School of Mathematical Sciences

Local nodal surplus and nodal count distribution for graphs with disjoint loops. menu

Local nodal surplus and nodal count distribution for graphs with disjoint loops.

Speaker: 
Gregory Berkoliako (Texas A&M)
Date/Time: 
Tue, 13/06/2017 - 16:00
Room: 
W316
Seminar series: 

The nodal surplus of the $n$-th eigenfunction of a graph is defined as
the number of its zeros minus $(n-1)$. When the graph is composed of
two or more blocks separated by bridges, we propose a way to define a
"local nodal surplus" of a given block. Since the eigenfunction index
$n$ has no local meaning, the local nodal surplus has to be defined in
an indirect way via the nodal-magnetic theorem of Berkolaiko and
Weyand.

We will discuss the properties of the local nodal surplus and their
consequences.

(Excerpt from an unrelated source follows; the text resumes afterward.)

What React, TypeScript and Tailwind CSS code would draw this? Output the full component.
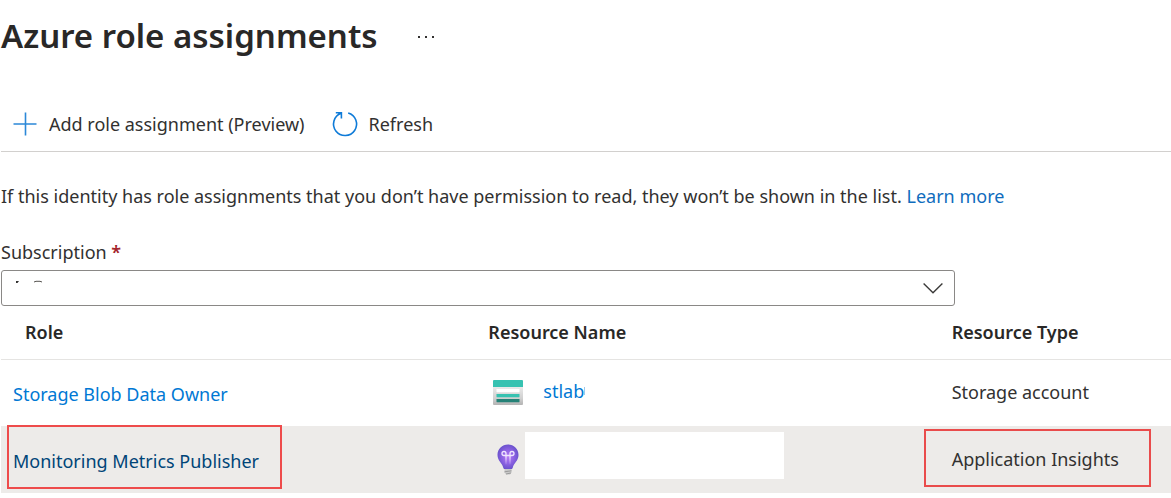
import React from "react";

function PlusIcon() {
  return (
    <svg className="size-6" viewBox="0 0 24 24" fill="none" stroke="#2b88d8" strokeWidth="1.6" aria-hidden="true">
      <path d="M12.500 .5v23M.5 12h23" />
    </svg>
  );
}

function RefreshIcon() {
  return (
    <svg className="size-6 overflow-visible" viewBox="0 0 24 24" fill="none" stroke="#0f7bd8" strokeWidth="1.6" aria-hidden="true">
      <path d="M15.200 1a11.500 11.500 0 1 1-7.200.3M2.800.800H8.400V6.400" />
    </svg>
  );
}

function StorageIcon() {
  return (
    <svg className="h-[25px] w-[30px]" viewBox="0 0 30 25" aria-hidden="true">
      <defs>
        <linearGradient id="storage-body" x1="0" y1="1" x2="0" y2="0">
          <stop offset="0" stopColor="#b3b3b3" />
          <stop offset=".35" stopColor="#d0d0d0" />
          <stop offset="1" stopColor="#ececec" />
        </linearGradient>
      </defs>
      <path d="M0 6h30v18a1 1 0 0 1-1 1H1a1 1 0 0 1-1-1z" fill="url(#storage-body)" />
      <path d="M1 0h28a1 1 0 0 1 1 1v6H0V1a1 1 0 0 1 1-1z" fill="#37c2b1" />
      <rect x="3.500" y="9" width="23" height="3.200" rx=".4" fill="#fff" />
      <rect x="3.500" y="14" width="23" height="3.200" rx=".4" fill="#37c2b1" />
      <rect x="3.500" y="19" width="23" height="3.200" rx=".4" fill="#258277" />
    </svg>
  );
}

function InsightsIcon() {
  return (
    <svg className="h-[31px] w-[22px]" viewBox="0 0 22 31" aria-hidden="true">
      <defs>
        <radialGradient id="bulb" cx=".5" cy=".5" r=".55">
          <stop offset="0" stopColor="#b77af4" />
          <stop offset=".5" stopColor="#8f63e4" />
          <stop offset="1" stopColor="#644fc8" />
        </radialGradient>
        <linearGradient id="filament" x1="0" y1="0" x2="0" y2="1">
          <stop offset=".4" stopColor="#f0e6ff" />
          <stop offset="1" stopColor="#f0e6ff" stopOpacity=".1" />
        </linearGradient>
      </defs>
      <path d="M21.500 11C21.500 5 16.800.500 11 .500S.500 5 .500 11c0 6 4.800 8 5.700 12.500.1.900.6 1.500 1.500 1.500h6.600c.9 0 1.400-.6 1.500-1.500C16.700 19 21.500 17 21.500 11z" fill="url(#bulb)" />
      <path d="M9 20.500V9.500a2 2 0 1 0-2 2h8a2 2 0 1 0-2-2v11" fill="none" stroke="url(#filament)" strokeWidth="1.300" />
      <path d="M7.500 25h7v3.300L13 30.500H9l-1.500-2.200z" fill="#c9c9c9" />
      <path d="M7.500 27.800l7-1M9 30l5-1" stroke="#8f8f8f" strokeWidth=".8" />
    </svg>
  );
}

export default function App() {
  return (
    <main className="bg-white pl-px font-['Noto_Sans','Open_Sans',sans-serif] text-lg leading-6 text-[#323130]">
      <header className="flex items-center gap-10 pt-3">
        <h1 className="text-[33px] leading-[48px] font-semibold text-[#292827]">Azure role assignments</h1>
        <button type="button" aria-label="More actions" className="flex h-6 w-4 items-center justify-center">
          <svg className="h-1 w-4" viewBox="0 0 16 4" fill="#323130" aria-hidden="true">
            <path d="M0 2h2v2H0zM7 2h2v2H7zM14 2h2v2h-2z" />
          </svg>
        </button>
      </header>

      <div className="mt-9 flex items-center gap-7 border-b border-[#d2d0ce] pt-4 pb-[15px] pl-3">
        <button type="button" className="flex items-center gap-3 whitespace-nowrap">
          <PlusIcon />
          Add role assignment (Preview)
        </button>
        <button type="button" className="flex items-center gap-3 whitespace-nowrap">
          <RefreshIcon />
          Refresh
        </button>
      </div>

      <p className="pt-8">
        If this identity has role assignments that you don’t have permission to read, they won’t be shown in the list.{" "}
        <a href="#learn-more" className="text-[#0f6cbd]">Learn more</a>
      </p>

      <div className="mt-8 w-[81.5%]">
        <label htmlFor="subscription" className="block">
          Subscription <span className="font-semibold text-[#a4262c]">*</span>
        </label>
        <div className="relative mt-[6px]">
          <select id="subscription" className="block h-9 w-full appearance-none rounded-[3px] border border-[#8a8886] bg-white px-3">
            <option value="" />
          </select>
          <svg className="pointer-events-none absolute top-2 left-3 h-4 w-8" viewBox="0 0 32 16" aria-hidden="true">
            <path d="M3 3h3l-1.500 2H3z" fill="#323130" />
            <path d="M21 4l2-.7h4l2 .7" fill="none" stroke="#55534f" />
          </svg>
          <svg className="pointer-events-none absolute top-3 right-3 h-3 w-5" viewBox="0 0 20 12" fill="none" stroke="#3b3a39" strokeWidth="1.400" aria-hidden="true">
            <path d="M.6 1.500l9.400 9.200 9.400-9.200" />
          </svg>
        </div>
      </div>

      <table className="w-full table-fixed border-collapse text-left">
        <colgroup>
          <col className="w-[39.6%]" />
          <col className="w-[39.6%]" />
          <col />
        </colgroup>
        <thead className="text-[#292827]">
          <tr className="h-[53px] border-b border-[#e5e4e2]">
            <th className="pl-6 font-semibold">Role</th>
            <th className="pl-6 font-semibold">Resource Name</th>
            <th className="pl-6 font-semibold">Resource Type</th>
          </tr>
        </thead>
        <tbody>
          <tr className="h-[67px] border-b border-[#edebe9]">
            <td className="pt-0.5 pl-3">
              <a href="#storage-blob-data-owner" className="text-[#0078d4]">Storage Blob Data Owner</a>
            </td>
            <td className="pl-[29px]">
              <div className="flex items-center gap-5">
                <StorageIcon />
                <a href="#storage-account" className="flex items-center pb-1 text-[#0078d4]">
                  stlab
                  <span className="h-2 w-px bg-[#9cc8ee]" />
                </a>
              </div>
            </td>
            <td className="pb-0.5 pl-6">Storage account</td>
          </tr>
          <tr className="h-[67px] bg-[#edebe9]">
            <td className="relative pt-0.5 pl-3">
              <a href="#monitoring-metrics-publisher" className="text-[#004578]">Monitoring Metrics Publisher</a>
              <span className="pointer-events-none absolute -top-0.5 left-1.5 h-16 w-[275px] border-2 border-[#ee4b4b]" />
            </td>
            <td className="pl-[33px]">
              <div className="flex items-center gap-[6px]">
                <InsightsIcon />
                <span className="mb-2 h-[47px] w-[259px] bg-white" />
              </div>
            </td>
            <td className="relative pb-0.5 pl-6">
              Application Insights
              <span className="pointer-events-none absolute top-0.5 -left-1 h-[58px] w-[227px] border-2 border-[#e94b4b]" />
            </td>
          </tr>
        </tbody>
      </table>
    </main>
  );
}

In particular, it also has a dynamical interpretation
as the number of zeros created inside the block (as opposed to those
who entered it from outside) and its symmetry properties allow us to
prove the long-standing conjecture that the nodal surplus distribution
for graphs with $\beta$ disjoint loops is binomial with parameters
$(\beta, 1/2)$. The talk is based on a work in progress with Lior Alon
and Ram Band.